The increased allocation to private markets introduces fundamental challenges to financial stability. These assets are harder to value, lack transparency, and are illiquid , meaning their true risk profile can be obscured until a stress event. The failure of a PE-linked European insurer in 2023 demonstrated how rising rates and solvency concerns can interact with this illiquidity, forcing procyclical asset sales that can amplify price movements and potentially destabilize the broader financial system.


Big Picture Drivers

  • Yield Search: Prolonged low interest rates forced insurers to abandon safe, low-yield fixed income and intensified the search for higher returns found in illiquid private assets.


  • PE Strategy: Private Equity firms gain access to insurers' stable, long-term funding streams, which they can channel into PE-originated assets for higher fees, creating conflicts of interest in asset allocation.


  • Capital Relief: Asset-Intensive Reinsurance (AIR), facilitated by PE firms, is used to transfer policy liabilities and the backing assets offshore, freeing up capital for the primary insurer to deploy into higher-yielding, often riskier, investments.


  • Ratings Game: Solvency capital requirements tied to credit ratings incentivize insurers to seek higher-rated exposures, leading to an increasing reliance on private/internal credit ratings for bespoke structured deals and private credit, further obscuring risk.


By The Numbers

  • PE Structured Credit: PE-linked insurers allocate over twice as much to structured products (26% of total investments) compared to other insurers (11%).

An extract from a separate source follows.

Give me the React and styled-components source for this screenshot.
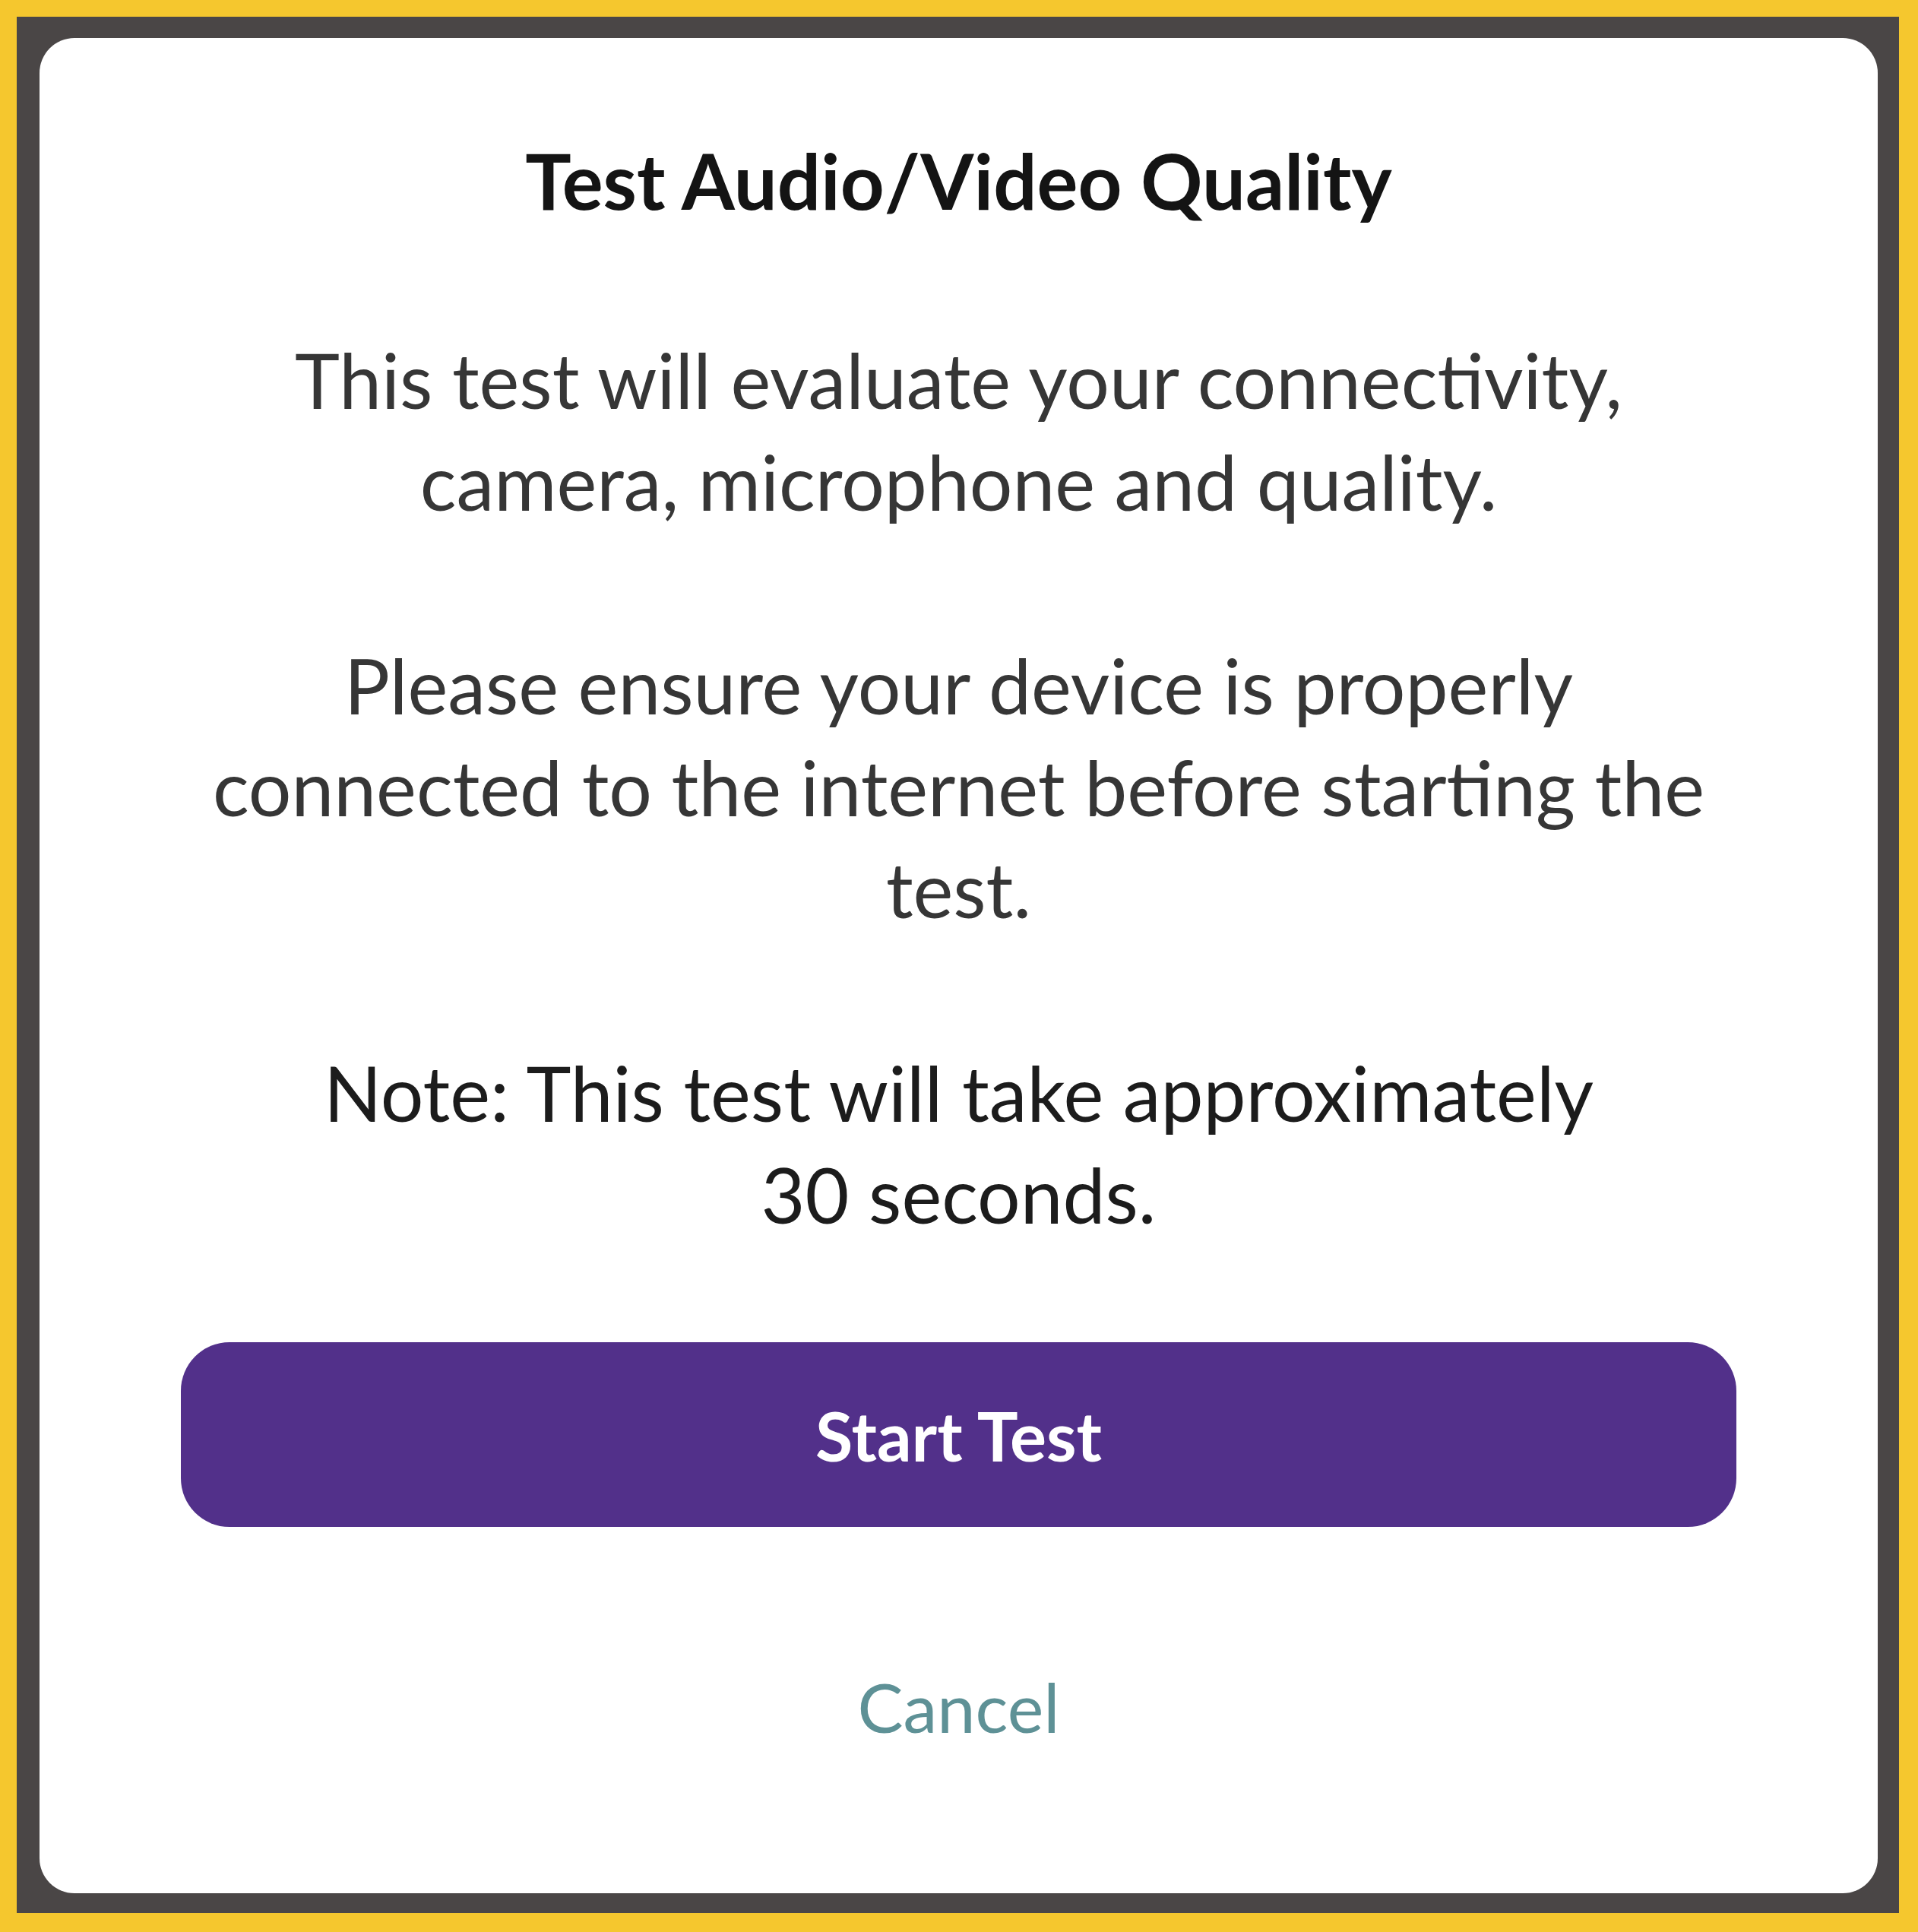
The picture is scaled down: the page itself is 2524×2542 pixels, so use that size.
import React from 'react';
import styled, { createGlobalStyle } from 'styled-components';

const GlobalStyle = createGlobalStyle`
  html, body {
    margin: 0;
    padding: 0;
    background: #f5c72e;
  }
  * {
    box-sizing: border-box;
  }
`;

const Frame = styled.div`
  width: 2524px;
  height: 2542px;
  padding: 22px 25px 25px 22px;
  background: #f5c72e;
  display: flex;
`;

const Bezel = styled.div`
  flex: 1;
  display: flex;
  padding: 28px 28px 26px 30px;
  background: #4a4646;
`;

const Card = styled.div`
  flex: 1;
  display: flex;
  flex-direction: column;
  align-items: center;
  background: #ffffff;
  border-radius: 46px;
  padding: 122px 186px 0;
  font-family: Lato, "Open Sans", sans-serif;
  text-align: center;
`;

const Title = styled.h1`
  margin: 0;
  font-size: 101px;
  line-height: 130px;
  font-weight: 700;
  color: #141414;
`;

const Body = styled.div`
  margin-top: 130px;
  display: flex;
  flex-direction: column;
  gap: 134px;
`;

const Paragraph = styled.p`
  margin: 0;
  font-size: 100px;
  line-height: 134px;
  font-weight: 400;
  color: ${({ strong }) => (strong ? '#1c1c1c' : '#363636')};
`;

const StartButton = styled.button`
  margin-top: 128px;
  width: 100%;
  height: 243px;
  border: none;
  border-radius: 64px;
  background: #52308a;
  color: #ffffff;
  font-family: inherit;
  font-size: 90px;
  font-weight: 700;
  cursor: pointer;
`;

const CancelLink = styled.button`
  margin-top: 181px;
  border: none;
  background: transparent;
  color: #5e9196;
  font-family: inherit;
  font-size: 90px;
  font-weight: 400;
  cursor: pointer;
`;

export default function App() {
  return (
    <>
      <GlobalStyle />
      <Frame>
        <Bezel>
          <Card>
            <Title>Test Audio/Video Quality</Title>
            <Body>
              <Paragraph>
                This test will evaluate your connectivity,
                <br />
                camera, microphone and quality.
              </Paragraph>
              <Paragraph>
                Please ensure your device is properly
                <br />
                connected to the internet before starting the
                <br />
                test.
              </Paragraph>
              <Paragraph strong>
                Note: This test will take approximately
                <br />
                30 seconds.
              </Paragraph>
            </Body>
            <StartButton>Start Test</StartButton>
            <CancelLink>Cancel</CancelLink>
          </Card>
        </Bezel>
      </Frame>
    </>
  );
}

  • Affiliated Assets: PE-linked insurers invest significantly more in affiliated assets (14% of assets) compared to other insurers (8%).


  • Private Ratings: 23% of PE-linked insurers' investments rely on non-publicly disclosed private letter ratings, versus only 8% for other insurers.


  • Credit Spreads: Credit spreads for fixed income securities issued by PE-linked insurers are consistently higher than those of other insurers, indicating heightened market concern about their risk profile.


Key Trends to Watch

  • Liquidity Risk Amplification: Illiquid Level 3 assets, which have grown in some jurisdictions to 10% of insurers' portfolios, complicate risk assessment, as their fire sales during stress could destabilize markets.


  • Governance and Conflicts: PE-linked insurers face potential conflicts of interest as they may prioritize investing in high-fee, proprietary assets over maximizing policyholder interest, which weakens governance structures.


  • Recapture Risk: AIR contracts include triggers that allow primary insurers to recapture risks if the reinsurer's financial condition deteriorates, risking widespread forced asset sales by cedants to cover recaptured liabilities, particularly in highly concentrated offshore markets.


  • Synthetic Leverage: PE-linked insurers exhibit higher synthetic leverage via FX derivatives due to greater exposure to foreign assets (e.g., CLOs), and their tilt toward bilateral clearing of swaps (59% in 2024) increases counterparty risk.


The Wrap

The deepening engagement of life insurers with private markets and PE sponsorship represents a fundamental shift toward higher-risk, less transparent business models. Policymakers must adopt a macroprudential perspective to track common exposures, mandate detailed disclosures for private assets and reinsurance, and strengthen governance to mitigate the systemic risks arising from amplified illiquidity and conflicts of interest.